Após o julgamento, a PGM-SP informou, em nota enviada ao Valor Econômico, que o entendimento consolidado pelo STJ já vinha sendo observado pela administração tributária municipal. Em razão disso, a Súmula Administrativa nº 10, de 2010, foi alterada para deixar expresso que o tipo societário adotado por uma sociedade uniprofissional “não é, por si só, motivo para exclusão do regime de alíquota fixa — o que importa é a forma como o serviço é efetivamente prestado”.
A procuradoria destacou, contudo, que em um dos casos analisados o contribuinte mantinha estrutura empresarial, o que levou à perda do direito à tributação diferenciada. O relator não se manifestou sobre o resultado concreto do segundo caso julgado como paradigma.
Consolidação de jurisprudência
Tributaristas apontam que a decisão da 1ª Seção consolida o entendimento que já vinha sendo aplicado em precedentes anteriores. Em julgamento anterior (EAResp nº 31.048), o próprio STJ já havia afirmado que “não é relevante para a concessão do regime tributário diferenciado a espécie empresarial adotada pela pessoa jurídica, pois, como no caso concreto ora analisado, pode haver sociedades limitadas que não são empresárias”.

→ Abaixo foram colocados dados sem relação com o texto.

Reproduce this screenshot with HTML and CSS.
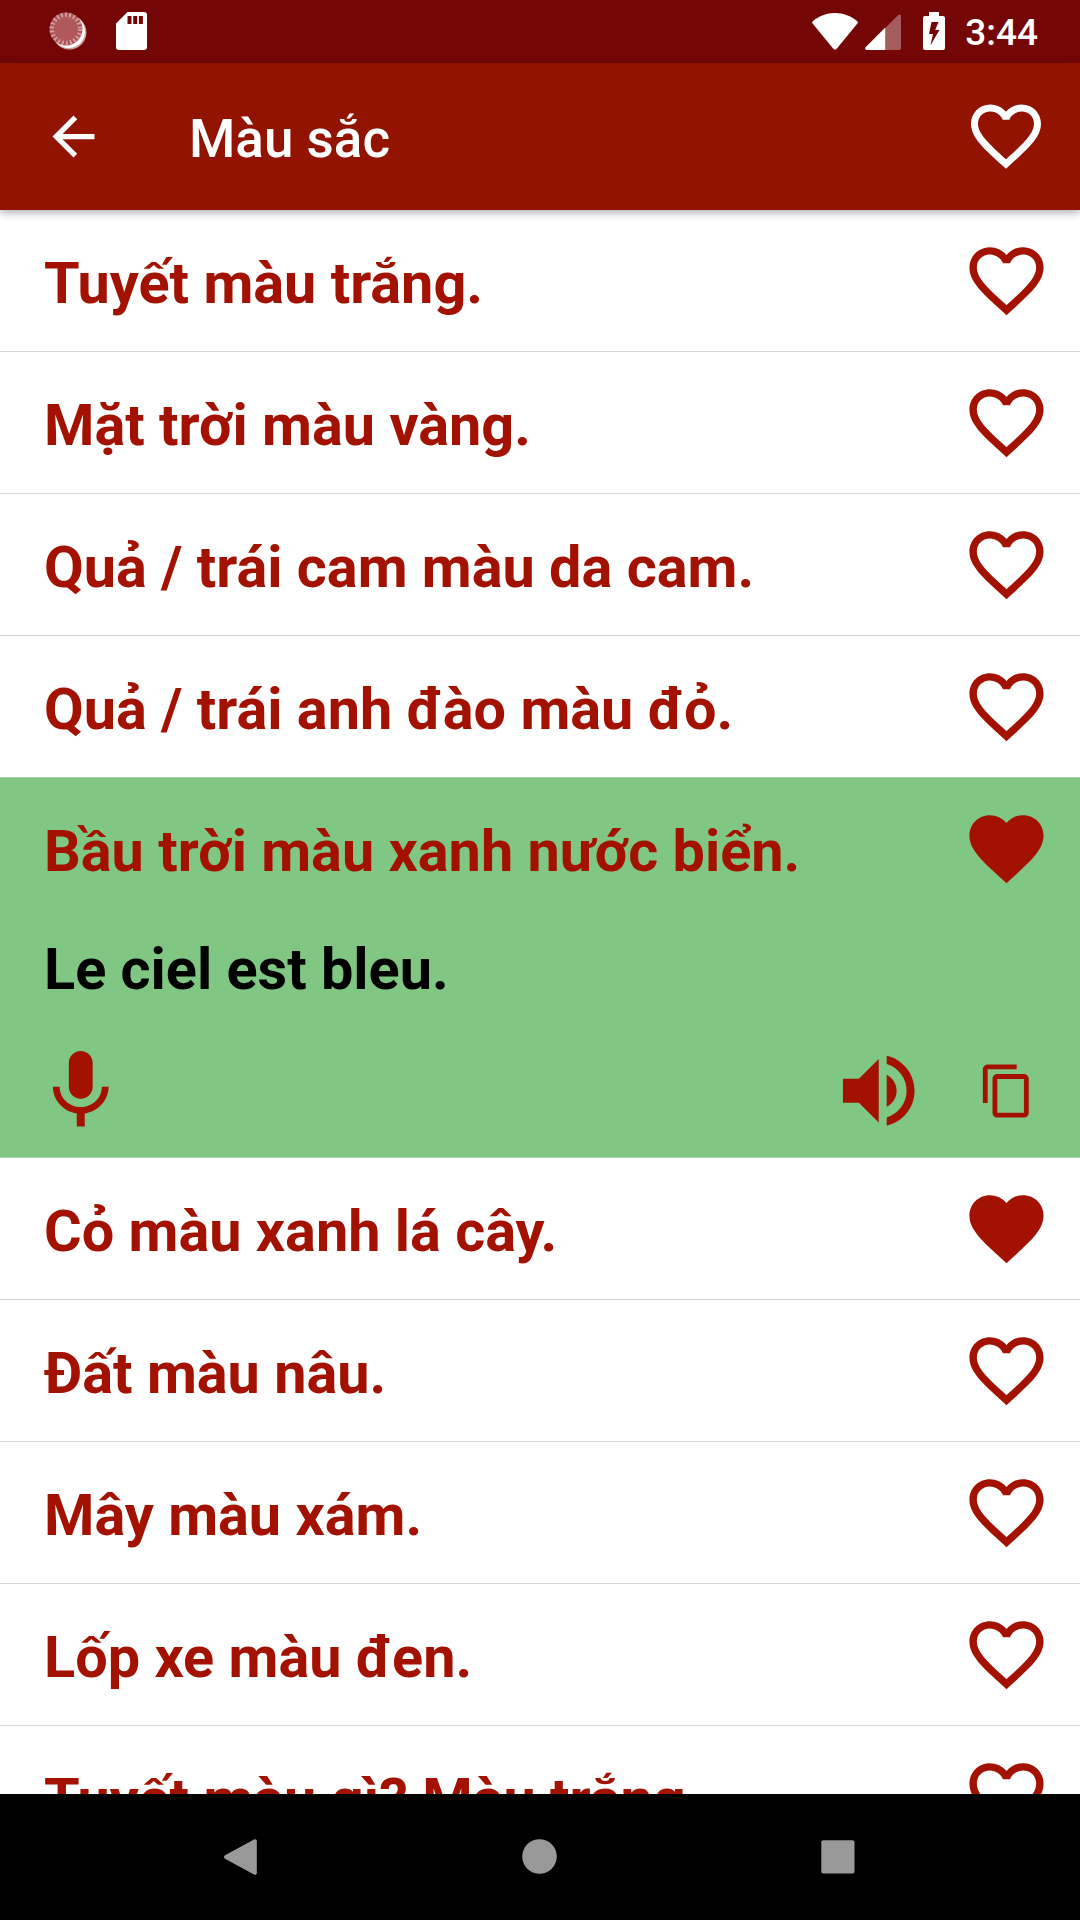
FILE: index.html
```html
<!DOCTYPE html>
<html lang="vi">
<head>
  <meta charset="UTF-8">
  <title>Màu sắc</title>
  <link rel="stylesheet" href="styles.css">
</head>
<body>
  <!-- Shared icons -->
  <svg class="icon-defs">
    <symbol id="heart-outline" viewBox="0 0 24 24">
      <path d="M16.5 3c-1.74 0-3.41.81-4.5 2.09C10.91 3.81 9.24 3 7.5 3 4.42 3 2 5.42 2 8.5c0 3.78 3.4 6.86 8.55 11.54L12 21.35l1.45-1.32C18.6 15.36 22 12.28 22 8.5 22 5.42 19.58 3 16.5 3zm-4.4 15.55l-.1.1-.1-.1C7.14 14.24 4 11.39 4 8.5 4 6.5 5.5 5 7.5 5c1.54 0 3.04.99 3.57 2.36h1.87C13.46 5.99 14.96 5 16.5 5c2 0 3.5 1.5 3.5 3.5 0 2.89-3.14 5.74-7.9 10.05z"/>
    </symbol>
    <symbol id="heart-full" viewBox="0 0 24 24">
      <path d="M12 21.35l-1.45-1.32C5.4 15.36 2 12.28 2 8.5 2 5.42 4.42 3 7.5 3c1.74 0 3.41.81 4.5 2.09C13.09 3.81 14.76 3 16.5 3 19.58 3 22 5.42 22 8.5c0 3.78-3.4 6.86-8.55 11.54L12 21.35z"/>
    </symbol>
  </svg>

  <div class="status-bar">
    <div class="status-left">
      <svg class="spinner" viewBox="0 0 38 38">
        <circle cx="20.5" cy="20.5" r="17" fill="#cfa0a0"/>
        <circle cx="19.5" cy="19.5" r="16.5" fill="#fff"/>
        <circle cx="17" cy="17" r="16.5" fill="#b0585c"/>
        <circle cx="17" cy="17" r="14.2" fill="none" stroke="#d3a3a5" stroke-width="4.5" stroke-dasharray="1.7 2.4"/>
      </svg>
      <svg class="sd-card" viewBox="0 0 31 38">
        <path fill-rule="evenodd" d="M11.5 0H28a3 3 0 0 1 3 3v32a3 3 0 0 1-3 3H3a3 3 0 0 1-3-3V11.5zM11.5 4v8h4V4zm5.7 0v8h4V4zm5.7 0v8h4V4z"/>
      </svg>
    </div>
    <div class="status-right">
      <svg class="wifi" viewBox="0 0 46 37">
        <path d="M.8 8.2C7 3 14.5 0 23 0s16 3 22.2 8.2c.8.7.8 1.6.2 2.3L24.7 35.7c-1 1.2-2.4 1.2-3.4 0L.6 10.5C0 9.8 0 8.9.8 8.2z"/>
      </svg>
      <svg class="signal" viewBox="0 0 36 36">
        <path d="M20.3 14L33 1.2c1.4-1.4 3-.8 3 1V34a2 2 0 0 1-2 2H20.3z" opacity=".35"/>
        <path d="M20.3 13.5V36H2c-1.900 0-2.600-1.700-1.200-3z"/>
      </svg>
      <svg class="battery" viewBox="0 0 22 38">
        <path fill-rule="evenodd" d="M6 0h10v4h4a2 2 0 0 1 2 2v30a2 2 0 0 1-2 2H2a2 2 0 0 1-2-2V6a2 2 0 0 1 2-2h4zM8.5 10L6 22h4l-2.6 11.5L16.5 18h-4.3l3.3-8z"/>
      </svg>
      <span class="clock">3:44</span>
    </div>
  </div>

  <div class="app-bar">
    <svg class="back" viewBox="0 0 24 24">
      <path d="M20 11H7.83l5.59-5.59L12 4l-8 8 8 8 1.41-1.41L7.83 13H20v-2z"/>
    </svg>
    <h1>Màu sắc</h1>
    <svg class="bar-heart"><use href="#heart-outline"/></svg>
  </div>

  <div class="list">
    <div class="item">
      <div class="row"><p>Tuyết màu trắng.</p><svg class="heart"><use href="#heart-outline"/></svg></div>
    </div>
    <div class="item">
      <div class="row"><p>Mặt trời màu vàng.</p><svg class="heart"><use href="#heart-outline"/></svg></div>
    </div>
    <div class="item">
      <div class="row"><p>Quả / trái cam màu da cam.</p><svg class="heart"><use href="#heart-outline"/></svg></div>
    </div>
    <div class="item before-open">
      <div class="row"><p>Quả / trái anh đào màu đỏ.</p><svg class="heart"><use href="#heart-outline"/></svg></div>
    </div>

    <!-- Opened phrase -->
    <div class="item open">
      <div class="row"><p>Bầu trời màu xanh nước biển.</p><svg class="heart"><use href="#heart-full"/></svg></div>
      <p class="translation">Le ciel est bleu.</p>
      <div class="actions">
        <svg class="mic" viewBox="0 0 24 24">
          <path d="M12 14c1.66 0 2.99-1.34 2.99-3L15 5c0-1.66-1.34-3-3-3S9 3.34 9 5v6c0 1.66 1.34 3 3 3zm5.3-3c0 3-2.54 5.1-5.3 5.1S6.7 14 6.7 11H5c0 3.41 2.72 6.23 6 6.72V21h2v-3.28c3.28-.48 6-3.3 6-6.72h-1.7z"/>
        </svg>
        <svg class="speaker" viewBox="0 0 24 24">
          <path d="M3 9v6h4l5 5V4L7 9H3zm13.5 3c0-1.77-1.02-3.29-2.5-4.03v8.05c1.48-.73 2.5-2.25 2.5-4.02zM14 3.23v2.06c2.89.86 5 3.54 5 6.71s-2.11 5.85-5 6.71v2.06c4.01-.91 7-4.49 7-8.77s-2.99-7.86-7-8.77z"/>
        </svg>
        <svg class="copy" viewBox="0 0 24 24">
          <path d="M16 1H4c-1.1 0-2 .9-2 2v14h2V3h12V1zm3 4H8c-1.1 0-2 .9-2 2v14c0 1.1.9 2 2 2h11c1.1 0 2-.9 2-2V7c0-1.1-.9-2-2-2zm0 16H8V7h11v14z"/>
        </svg>
      </div>
    </div>

    <div class="item">
      <div class="row"><p>Cỏ màu xanh lá cây.</p><svg class="heart"><use href="#heart-full"/></svg></div>
    </div>
    <div class="item">
      <div class="row"><p>Đất màu nâu.</p><svg class="heart"><use href="#heart-outline"/></svg></div>
    </div>
    <div class="item">
      <div class="row"><p>Mây màu xám.</p><svg class="heart"><use href="#heart-outline"/></svg></div>
    </div>
    <div class="item">
      <div class="row"><p>Lốp xe màu đen.</p><svg class="heart"><use href="#heart-outline"/></svg></div>
    </div>
    <div class="item">
      <div class="row"><p>Tuyết màu gì? Màu trắng.</p><svg class="heart"><use href="#heart-outline"/></svg></div>
    </div>
  </div>

  <div class="nav-bar">
    <svg class="nav-icon" viewBox="0 0 36 36">
      <path d="M1 16.3L30 .5c1.7-.9 2.8 0 2.8 1.500v32c0 1.500-1.100 2.400-2.800 1.500L1 19.700c-1.300-.8-1.300-2.600 0-3.400z"/>
    </svg>
    <svg class="nav-icon" viewBox="0 0 36 36"><circle cx="17.5" cy="17.5" r="17.3"/></svg>
    <svg class="nav-icon" viewBox="0 0 36 36"><rect x="1.3" y="1.3" width="33.2" height="33.2" rx="2"/></svg>
  </div>
</body>
</html>
```
FILE: styles.css
```css
* {
  box-sizing: border-box;
}

body {
  margin: 0;
  width: 1080px;
  height: 1920px;
  display: flex;
  flex-direction: column;
  overflow: hidden;
  background-color: #fff;
  font-family: Roboto, sans-serif;
}

h1,
p {
  margin: 0;
}

svg {
  flex-shrink: 0;
  fill: currentColor;
}

.icon-defs {
  display: none;
}

/* Status bar */
.status-bar {
  height: 63px;
  flex-shrink: 0;
  display: flex;
  justify-content: space-between;
  padding: 12px 42px 0 49px;
  background-color: #750606;
  color: #fff;
}

.status-left,
.status-right {
  display: flex;
  align-items: flex-start;
}

.spinner {
  width: 38px;
  height: 38px;
  margin-right: 29px;
}

.sd-card {
  width: 31px;
  height: 38px;
}

.wifi {
  width: 46px;
  height: 37px;
  margin: 1px 7px 0 0;
}

.signal {
  width: 36px;
  height: 36px;
  margin: 2px 22px 0 0;
}

.battery {
  width: 22px;
  height: 38px;
  margin-right: 20px;
}

.clock {
  font-size: 37px;
  font-weight: 500;
  line-height: 42px;
}

/* App bar */
.app-bar {
  height: 147px;
  flex-shrink: 0;
  display: flex;
  align-items: center;
  padding: 0 32px 0 42px;
  background-color: #921300;
  color: #fff;
  box-shadow: 0 2px 9px rgba(30, 25, 50, 0.4);
  z-index: 1;
}

.back {
  width: 63px;
  height: 63px;
}

h1 {
  flex: 1;
  margin-left: 84px;
  font-size: 53px;
  font-weight: 500;
  line-height: 62px;
  padding-top: 5px;
}

.bar-heart {
  width: 84px;
  height: 84px;
  margin-bottom: 2px;
}

/* Phrases */
.list {
  flex: 1;
  min-height: 0;
  overflow: hidden;
  color: #a31200;
}

.item {
  border-bottom: 1px solid #d6d6d6;
}

.before-open,
.open {
  border-bottom-color: #a7cfaa;
}

.row {
  height: 141px;
  display: flex;
  align-items: center;
  justify-content: space-between;
  padding: 0 29px 0 44px;
}

.row p,
.translation {
  font-size: 57.6px;
  font-weight: 700;
  line-height: 68px;
}

.row p {
  padding-top: 7px;
}

.heart {
  width: 89px;
  height: 89px;
}

.open {
  background-color: #81c784;
}

.translation {
  color: #000;
  padding: 17px 44px 0;
}

.actions {
  height: 153px;
  display: flex;
  align-items: center;
  padding: 21px 44px 0 33px;
}

.mic,
.speaker {
  width: 95.5px;
  height: 95.5px;
}

.speaker {
  margin-left: auto;
  margin-right: 52px;
}

.copy {
  width: 58px;
  height: 58px;
}

/* Navigation bar */
.nav-bar {
  height: 126px;
  flex-shrink: 0;
  display: flex;
  justify-content: center;
  gap: 262px;
  padding-top: 45px;
  background-color: #000;
  color: #999;
}

.nav-icon {
  width: 36px;
  height: 36px;
}
```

O advogado Guilherme Peloso Araujo, sócio do escritório CBA Advogados, destacou que “embora sejam tipos societários diferentes, o fato de a sociedade de profissionais se constituir sob a forma de limitada não lhe retira o caráter de prestação de serviço previsto pelo Decreto-Lei nº 406/68”. Ele acrescentou que “acerta o STJ ao firmar a jurisprudência já praticada há tempos, e esperamos que as prefeituras, dentre elas a de São Paulo, reconheçam o entendimento e cessem as ilegais autuações e negativas de regimes contra contribuintes”.
Critérios de caracterização e fiscalização
O advogado Leonardo Gallotti Olinto, sócio do escritório Daudt, Castro e Gallotti Olinto, ressaltou que a forma jurídica da sociedade não é, por si só, suficiente para descaracterizar a natureza da prestação de serviços.
“A simples denominação ou forma de constituição de uma sociedade não é o suficiente para descaracterizar o tipo de prestação, nem a forma como o serviço chega ao consumidor”, afirmou.
No entanto, o tributarista ressalvou que essas sociedades não podem realizar atividades distintas daquelas que definem sua natureza uniprofissional. “Cabe à fiscalização verificar o que está sendo praticado pela sociedade que se autodenomina uniprofissional e tributar, se for o caso”, completou.
Segundo Pietro Reo Donghia Rondó, sócio do escritório Chatack, Faiwichow e Faria Advogados, contribuintes que foram autuados indevidamente em razão da forma societária podem recorrer ao mandado de segurança, à ação declaratória com repetição de indébito ou à ação anulatória, caso já exista lançamento fiscal.
Esses instrumentos judiciais permitem discutir a legalidade da cobrança e buscar o reconhecimento do direito ao regime de ISS por alíquota fixa, conforme os critérios definidos pelo STJ.
Impactos da decisão
Com o julgamento sob o rito dos recursos repetitivos, o entendimento do STJ passa a vincular os demais tribunais e deve servir como referência obrigatória para casos semelhantes. A decisão traz maior segurança jurídica às sociedades uniprofissionais que exercem atividades técnicas com responsabilidade pessoal dos sócios, mas que optaram pela constituição sob o formato de responsabilidade limitada.
A definição da Corte também deve orientar a atuação das administrações tributárias municipais, reduzindo divergências na interpretação do regime de ISS fixo e prevenindo autuações indevidas.